__EXTRACTED RECORDS__.
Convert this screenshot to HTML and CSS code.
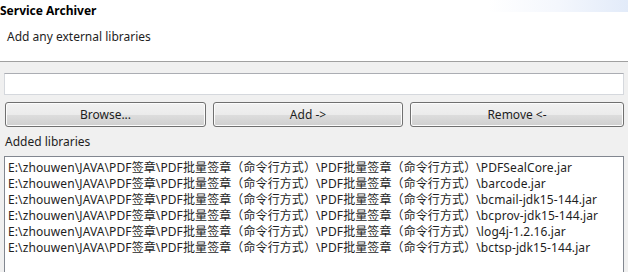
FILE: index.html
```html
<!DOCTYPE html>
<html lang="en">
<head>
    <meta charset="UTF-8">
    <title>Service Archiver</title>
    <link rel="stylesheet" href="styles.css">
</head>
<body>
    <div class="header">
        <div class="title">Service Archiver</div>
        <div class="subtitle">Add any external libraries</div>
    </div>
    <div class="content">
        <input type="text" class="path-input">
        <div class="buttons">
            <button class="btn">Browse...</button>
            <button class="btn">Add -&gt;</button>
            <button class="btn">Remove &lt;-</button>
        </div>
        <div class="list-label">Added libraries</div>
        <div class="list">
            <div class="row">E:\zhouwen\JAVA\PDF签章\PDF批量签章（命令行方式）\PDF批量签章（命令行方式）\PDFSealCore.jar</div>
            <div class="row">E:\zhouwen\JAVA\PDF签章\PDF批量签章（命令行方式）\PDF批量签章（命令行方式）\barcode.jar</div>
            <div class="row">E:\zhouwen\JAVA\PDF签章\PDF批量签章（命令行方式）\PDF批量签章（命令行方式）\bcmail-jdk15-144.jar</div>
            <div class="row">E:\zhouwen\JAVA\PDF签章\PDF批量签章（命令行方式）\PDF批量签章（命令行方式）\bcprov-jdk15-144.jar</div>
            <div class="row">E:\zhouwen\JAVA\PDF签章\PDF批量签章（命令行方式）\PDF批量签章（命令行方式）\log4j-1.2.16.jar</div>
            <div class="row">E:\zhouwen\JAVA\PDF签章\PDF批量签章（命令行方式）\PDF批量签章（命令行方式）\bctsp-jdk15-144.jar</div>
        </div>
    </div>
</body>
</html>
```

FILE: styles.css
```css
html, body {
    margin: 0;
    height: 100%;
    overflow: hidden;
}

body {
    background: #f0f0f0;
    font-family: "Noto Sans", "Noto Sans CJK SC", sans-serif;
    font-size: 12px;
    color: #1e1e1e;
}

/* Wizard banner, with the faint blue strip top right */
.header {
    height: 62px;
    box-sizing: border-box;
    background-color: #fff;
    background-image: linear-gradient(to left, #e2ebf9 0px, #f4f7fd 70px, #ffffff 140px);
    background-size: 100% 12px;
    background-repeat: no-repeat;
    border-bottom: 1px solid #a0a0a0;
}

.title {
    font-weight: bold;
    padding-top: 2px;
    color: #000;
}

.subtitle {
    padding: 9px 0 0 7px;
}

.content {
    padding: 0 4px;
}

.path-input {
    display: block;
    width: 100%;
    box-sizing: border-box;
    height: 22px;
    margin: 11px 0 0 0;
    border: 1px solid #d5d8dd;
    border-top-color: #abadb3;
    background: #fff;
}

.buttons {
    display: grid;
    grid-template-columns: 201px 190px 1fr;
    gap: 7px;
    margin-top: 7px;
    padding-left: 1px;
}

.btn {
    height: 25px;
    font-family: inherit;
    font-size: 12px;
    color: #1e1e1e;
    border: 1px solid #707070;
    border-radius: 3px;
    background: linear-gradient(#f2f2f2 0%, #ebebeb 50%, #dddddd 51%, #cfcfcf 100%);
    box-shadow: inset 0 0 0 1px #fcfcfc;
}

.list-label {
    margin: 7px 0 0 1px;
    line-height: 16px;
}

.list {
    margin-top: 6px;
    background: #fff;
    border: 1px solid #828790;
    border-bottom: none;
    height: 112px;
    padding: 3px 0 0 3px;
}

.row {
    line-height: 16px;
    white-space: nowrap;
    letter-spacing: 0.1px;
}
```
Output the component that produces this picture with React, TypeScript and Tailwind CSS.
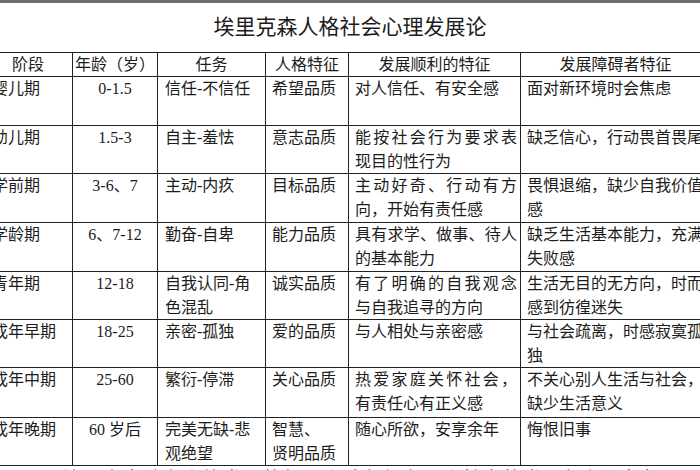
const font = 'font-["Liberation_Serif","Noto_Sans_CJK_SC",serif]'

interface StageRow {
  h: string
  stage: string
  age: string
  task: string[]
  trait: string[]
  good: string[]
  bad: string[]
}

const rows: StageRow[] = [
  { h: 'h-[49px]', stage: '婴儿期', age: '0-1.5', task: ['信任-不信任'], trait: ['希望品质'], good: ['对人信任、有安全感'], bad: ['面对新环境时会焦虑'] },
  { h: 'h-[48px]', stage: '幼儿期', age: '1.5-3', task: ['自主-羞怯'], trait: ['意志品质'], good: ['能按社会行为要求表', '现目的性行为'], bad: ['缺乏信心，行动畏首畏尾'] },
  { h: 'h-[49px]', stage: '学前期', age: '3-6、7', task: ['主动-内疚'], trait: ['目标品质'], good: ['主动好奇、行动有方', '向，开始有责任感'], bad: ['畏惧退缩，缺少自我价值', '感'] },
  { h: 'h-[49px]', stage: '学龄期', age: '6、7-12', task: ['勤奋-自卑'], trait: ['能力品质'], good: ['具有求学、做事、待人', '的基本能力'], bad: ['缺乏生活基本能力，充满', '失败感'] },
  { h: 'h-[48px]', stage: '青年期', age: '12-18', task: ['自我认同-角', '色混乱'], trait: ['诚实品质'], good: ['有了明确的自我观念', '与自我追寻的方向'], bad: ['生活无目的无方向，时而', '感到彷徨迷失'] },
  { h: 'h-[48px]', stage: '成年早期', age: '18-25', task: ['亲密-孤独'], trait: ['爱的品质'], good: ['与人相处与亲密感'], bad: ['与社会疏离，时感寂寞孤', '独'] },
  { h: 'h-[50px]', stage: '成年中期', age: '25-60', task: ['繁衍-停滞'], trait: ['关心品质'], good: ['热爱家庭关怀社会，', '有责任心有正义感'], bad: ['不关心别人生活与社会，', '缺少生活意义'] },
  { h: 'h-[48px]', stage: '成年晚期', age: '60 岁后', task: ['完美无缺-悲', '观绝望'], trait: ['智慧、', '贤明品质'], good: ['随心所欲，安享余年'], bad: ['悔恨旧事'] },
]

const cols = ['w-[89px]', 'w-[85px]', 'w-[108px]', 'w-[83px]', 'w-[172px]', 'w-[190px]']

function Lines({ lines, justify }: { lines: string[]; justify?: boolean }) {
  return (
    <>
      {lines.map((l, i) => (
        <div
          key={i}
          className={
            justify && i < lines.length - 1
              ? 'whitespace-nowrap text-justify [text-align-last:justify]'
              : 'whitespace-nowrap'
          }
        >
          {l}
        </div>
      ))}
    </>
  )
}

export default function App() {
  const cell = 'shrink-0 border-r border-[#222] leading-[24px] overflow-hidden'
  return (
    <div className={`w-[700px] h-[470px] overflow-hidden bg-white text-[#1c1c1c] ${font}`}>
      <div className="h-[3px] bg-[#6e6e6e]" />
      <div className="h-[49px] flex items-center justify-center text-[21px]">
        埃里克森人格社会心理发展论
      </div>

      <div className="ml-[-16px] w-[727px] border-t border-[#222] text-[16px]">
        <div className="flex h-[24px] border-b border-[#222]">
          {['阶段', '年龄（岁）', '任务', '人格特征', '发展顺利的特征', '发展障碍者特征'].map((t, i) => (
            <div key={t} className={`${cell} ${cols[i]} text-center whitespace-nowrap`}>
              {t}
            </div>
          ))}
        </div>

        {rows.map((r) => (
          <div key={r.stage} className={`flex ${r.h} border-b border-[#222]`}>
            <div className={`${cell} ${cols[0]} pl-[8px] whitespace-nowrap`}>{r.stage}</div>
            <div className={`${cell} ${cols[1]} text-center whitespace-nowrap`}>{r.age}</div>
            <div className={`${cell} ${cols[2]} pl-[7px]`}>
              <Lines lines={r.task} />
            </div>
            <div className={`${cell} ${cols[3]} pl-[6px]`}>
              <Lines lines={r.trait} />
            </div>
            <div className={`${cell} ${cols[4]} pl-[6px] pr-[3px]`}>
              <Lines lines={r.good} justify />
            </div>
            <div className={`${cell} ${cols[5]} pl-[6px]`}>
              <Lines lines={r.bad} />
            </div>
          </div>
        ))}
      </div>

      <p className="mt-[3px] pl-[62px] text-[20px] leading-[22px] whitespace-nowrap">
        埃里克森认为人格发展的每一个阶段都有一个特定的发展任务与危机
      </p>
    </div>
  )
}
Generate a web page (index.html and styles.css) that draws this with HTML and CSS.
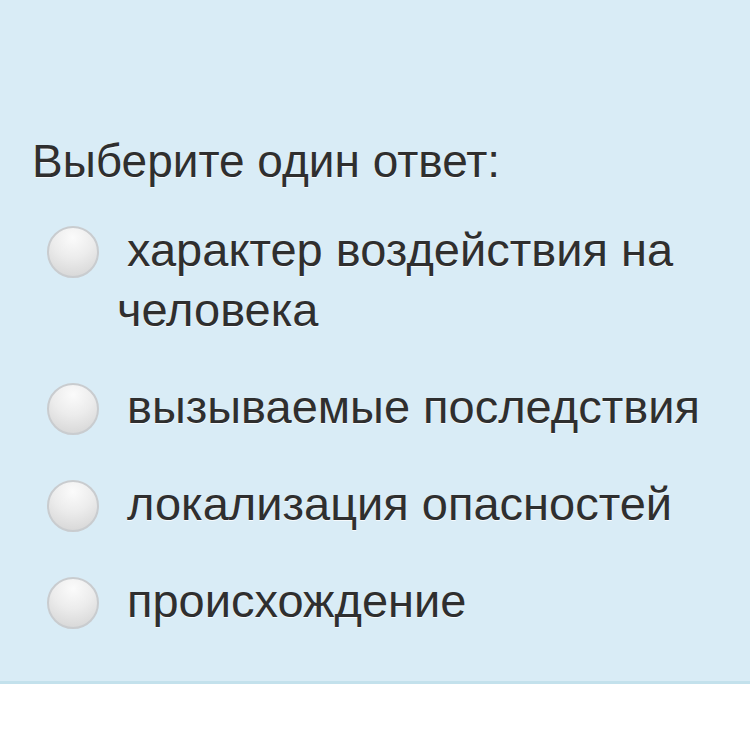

__TO DO__.
Keep only the lines that hold the string "index", and copy them out.

__FULL RESPONSE__.
FILE: index.html
Generate a web page (index.html and styles.css) that draws this with HTML and CSS.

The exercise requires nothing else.